Christian Living

ChurchWatch 09/13/07

Focus Vindicated After Year-long IRS Audit; Cross Ordered Off Federal Park Land

The IRS has closed a year-long audit of Focus on the Family and Dr. James C. Dobson by ruling that the organization committed no wrongdoing.

Two opposition groups pressed the IRS to launch the investigation after the 2004 elections. Citizens for Responsibility and Ethics in Washington (CREW), and Americans United for Separation of Church and State accused Focus on the Family and Dr. Dobson, in his capacity as the head of Focus, of electioneering by endorsing candidates for public office. The groups convinced the IRS to conduct a "full-scale investigation" with the purpose of revoking Focus' tax-exempt status, levying fines and pursuing "civil and criminal penalties."

"The purpose for this was not only to see if they could damage us and take us out," Dr. Dobson said, "but to scare every pastor and every nonprofit that's out there."

Dr. Dobson explained that churches and Christian groups that speak out about social and moral issues, including marriage, homosexuality and the sanctity of life, are the target of such an investigation.

The senior vice president of government and public policy for Focus on the Family Action, Tom Minnery, explained that CREW is funded in part by George Soros, the "radical Leftist who wants to undermine so much of what this country stands for."
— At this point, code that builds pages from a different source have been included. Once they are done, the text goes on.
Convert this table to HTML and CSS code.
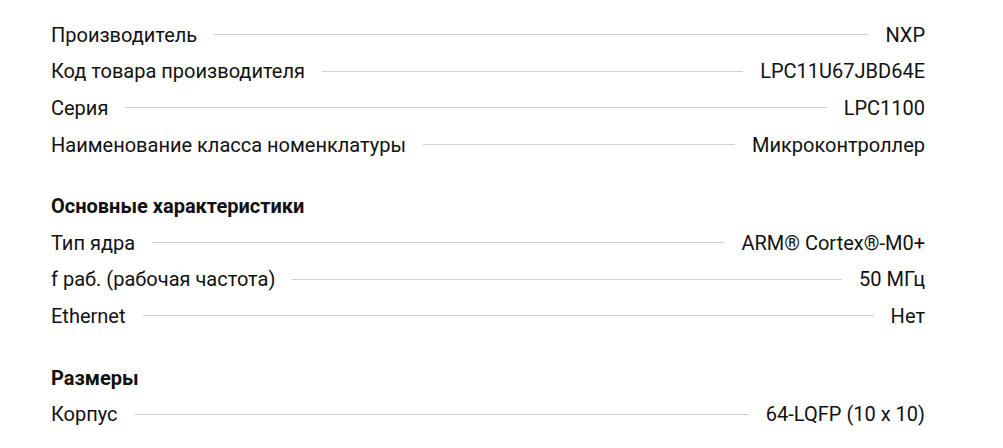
FILE: index.html
```html
<!DOCTYPE html>
<html lang="ru">
<head>
<meta charset="utf-8">
<link rel="stylesheet" href="styles.css">
</head>
<body>
<div class="specs">
  <div class="group">
    <div class="row"><span class="label">Производитель</span><span class="line"></span><span class="value">NXP</span></div>
    <div class="row"><span class="label">Код товара производителя</span><span class="line"></span><span class="value">LPC11U67JBD64E</span></div>
    <div class="row"><span class="label">Серия</span><span class="line"></span><span class="value">LPC1100</span></div>
    <div class="row"><span class="label">Наименование класса номенклатуры</span><span class="line"></span><span class="value">Микроконтроллер</span></div>
  </div>
  <div class="group">
    <div class="heading">Основные характеристики</div>
    <div class="row"><span class="label">Тип ядра</span><span class="line"></span><span class="value">ARM® Cortex®-M0+</span></div>
    <div class="row"><span class="label">f раб. (рабочая частота)</span><span class="line"></span><span class="value">50 МГц</span></div>
    <div class="row"><span class="label">Ethernet</span><span class="line"></span><span class="value">Нет</span></div>
  </div>
  <div class="group">
    <div class="heading">Размеры</div>
    <div class="row"><span class="label">Корпус</span><span class="line"></span><span class="value">64-LQFP (10 x 10)</span></div>
  </div>
</div>
</body>
</html>
```
FILE: styles.css
```css
html, body {
  margin: 0;
  padding: 0;
  background: #fff;
}
body {
  font-family: Roboto, "Noto Sans", sans-serif;
  color: #111;
  font-size: 20px;
}
.specs {
  width: 874px;
  margin-left: 51px;
  padding-top: 16.5px;
  display: flex;
  flex-direction: column;
  gap: 25px;
}
.group {
  display: flex;
  flex-direction: column;
}
.row, .heading {
  height: 36.6px;
  display: flex;
  align-items: center;
}
.heading {
  font-weight: 700;
}
.label, .value {
  white-space: nowrap;
}
.line {
  flex: 1;
  height: 1px;
  background: #cfcfcf;
  margin: 0 17px;
}
```
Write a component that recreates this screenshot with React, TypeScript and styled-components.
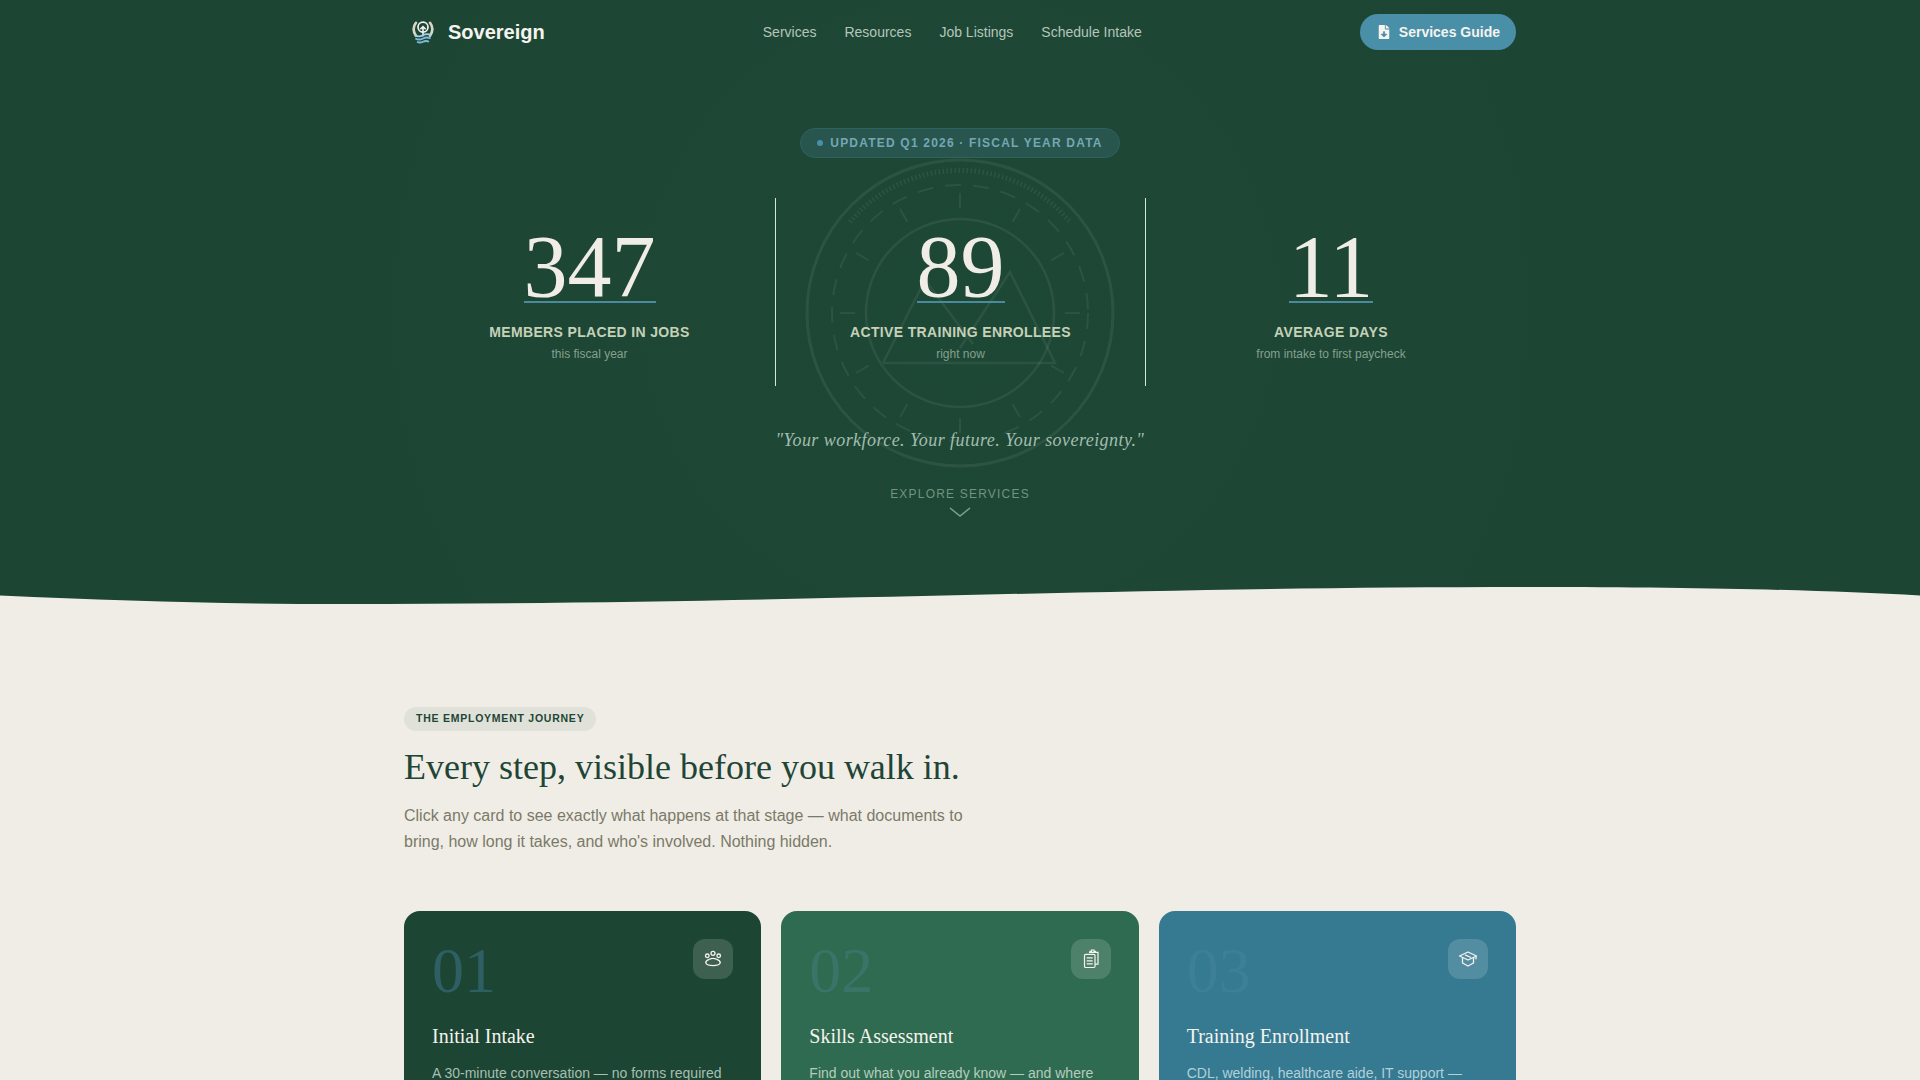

On his radio broadcast, Dr. Dobson read from the letter he received last week from the IRS: "Our examination revealed that Dr. Dobson's reported remarks did not occur in publications of Focus on the Family, did not occur at functions of Focus on the Family and did not involve Dr. Dobson's suggestion that he was speaking as a representative of Focus on the Family. As such, we are closing our examination without any change to our recognition of Focus on the Family as (a tax-exempt organization.)"

Dr. Dobson summarized what the IRS letter said: "No dings. No criticisms. Not a single allegation was found to have substance."

Focus on the Family Web site

Cross Ordered Off Federal Park Land

The U.S. government cannot trade a parcel of land to private hands to allow a Christian cross to remain in the middle of a vast federal preserve, a U.S. appeals court has ruled.

Citing the Establishment Clause of the U.S. Constitution, which bars the government from favoring any one religion, the court banned a lone white metal Latin cross in the Mojave National Preserve in southern California between Los Angeles and Las Vegas.

In 2004, the 9th U.S. Circuit Court of Appeals ruled that a cross on a prominent rock on public land was unconstitutional, prompting Congress to pass a law allowing a trade so its immediate area would become private land.

People have been putting crosses in the spot since the 1930s, most recently with one man drilling a metal cross into the rock a decade ago without permission. In 1999, a man requested and was denied permission to build a Buddhist shrine there, setting the stage for a tangled legal fight.

"A grave constitutional injury already exists," Judge Margaret McKeown wrote for a three-judge panel that upheld a lower court ruling. "The permitting display of the Sunrise Rock cross in the Preserve is an impermissible governmental endorsement of religion."

"The government's long-standing efforts to preserve and maintain the cross atop Sunrise Rock lead us to the undeniable conclusion that the government's purpose in this case is to evade the injunction and keep the cross in place," the judge said. "Carving out a tiny parcel of property in the midst of this vast Preserve - like a donut hole with the cross atop it - will do nothing to minimize the impermissible governmental endorsement."